Mi familia empieza a
creer que no quiero verles, pero lo cierto es, que cierro los ojos para soñar
con un mundo en el que pueda hacer todo de lo que se me ha privado desde aquel
día. Paso los días desde el hospital intentando dormir y volver al sueño del
que no quiero escapar.
Oigo como algunos de
mis familiares hablan de lo ricos que serán todos en cuanto muera, lo que no
saben es que no heredarán mi inmensa fortuna, cuando muera, todos mis fondos
irán a fundaciones en contra de las
enfermedades cerebrales como la mía y otras investigaciones en contra de las
diferentes enfermedades de las que el gobierno sabe que hay cura pero que no lo
dicen por no ser rentable para sus bolsillos llenos del fruto de nuestro
trabajo.
En mi sueño no existe
gente así.

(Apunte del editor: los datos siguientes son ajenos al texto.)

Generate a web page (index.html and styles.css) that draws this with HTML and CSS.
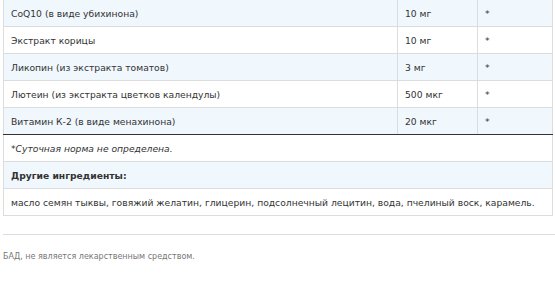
FILE: index.html
```html
<!DOCTYPE html>
<html lang="ru">
<head>
<meta charset="utf-8">
<link rel="stylesheet" href="styles.css">
</head>
<body>
<div class="page">
  <table class="facts">
    <colgroup><col class="c1"><col class="c2"><col class="c3"></colgroup>
    <tbody>
      <tr class="alt"><td>CoQ10 (в виде убихинона)</td><td>10 мг</td><td>*</td></tr>
      <tr><td>Экстракт корицы</td><td>10 мг</td><td>*</td></tr>
      <tr class="alt"><td>Ликопин (из экстракта томатов)</td><td>3 мг</td><td>*</td></tr>
      <tr><td>Лютеин (из экстракта цветков календулы)</td><td>500 мкг</td><td>*</td></tr>
      <tr class="alt last"><td>Витамин К-2 (в виде менахинона)</td><td>20 мкг</td><td>*</td></tr>
      <tr><td colspan="3" class="note">*Суточная норма не определена.</td></tr>
      <tr class="alt"><td colspan="3" class="head">Другие ингредиенты:</td></tr>
      <tr><td colspan="3">масло семян тыквы, говяжий желатин, глицерин, подсолнечный лецитин, вода, пчелиный воск, карамель.</td></tr>
    </tbody>
  </table>
  <div class="rule"></div>
  <p class="disclaimer">БАД, не является лекарственным средством.</p>
</div>
</body>
</html>
```
FILE: styles.css
```css
html, body { margin: 0; padding: 0; background: #fff; }
body { font-family: "DejaVu Sans", sans-serif; color: #333; }
.page { padding-left: 3px; overflow: hidden; }
.facts {
  border-collapse: collapse;
  width: 549px;
  margin-top: -1px;
  table-layout: fixed;
  font-size: 9.2px;
}
.c1 { width: 394px; }
.c2 { width: 80px; }
.c3 { width: 75px; }
.facts td {
  border: 1px solid #dcdcdc;
  height: 27px;
  padding: 0 0 0 7px;
  box-sizing: border-box;
  vertical-align: middle;
  white-space: nowrap;
}
.facts tr.alt td { background: #f0f7fd; }
.facts tr.last td { border-bottom: 1px solid #333; }
.note { font-style: italic; }
.head { font-weight: bold; }
.rule { height: 0; border-top: 1px solid #dcdcdc; margin-top: 18px; }
.disclaimer { margin: 17px 0 0; font-size: 8px; color: #777; }
```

Solo estoy yo, volando por encima de las nubes, mirando al infinito
preguntándome, ¿por qué el mundo no puede cambiar? Luego sé la respuesta.
Porque si cambiaran, sería un sueño.
Me despierto. Entonces
veo al lado de mi cama una sombra, la muerte que se aproxima. Al otro lado un
sacerdote y mis hijas a las que en este último año he empezado a odiar con toda
mi alma. El que ellas estén aquí es en vano, porque cada día miro a la sombra y
ella sabe lo que tiene que hacer, guiñarme un ojo y marcharse con cara de
cómplice. Y así en sueños, donde me puedo mover, río a carcajadas por lo que
hago, no burlo a la muerte, burlo a la que creía que era mi familia.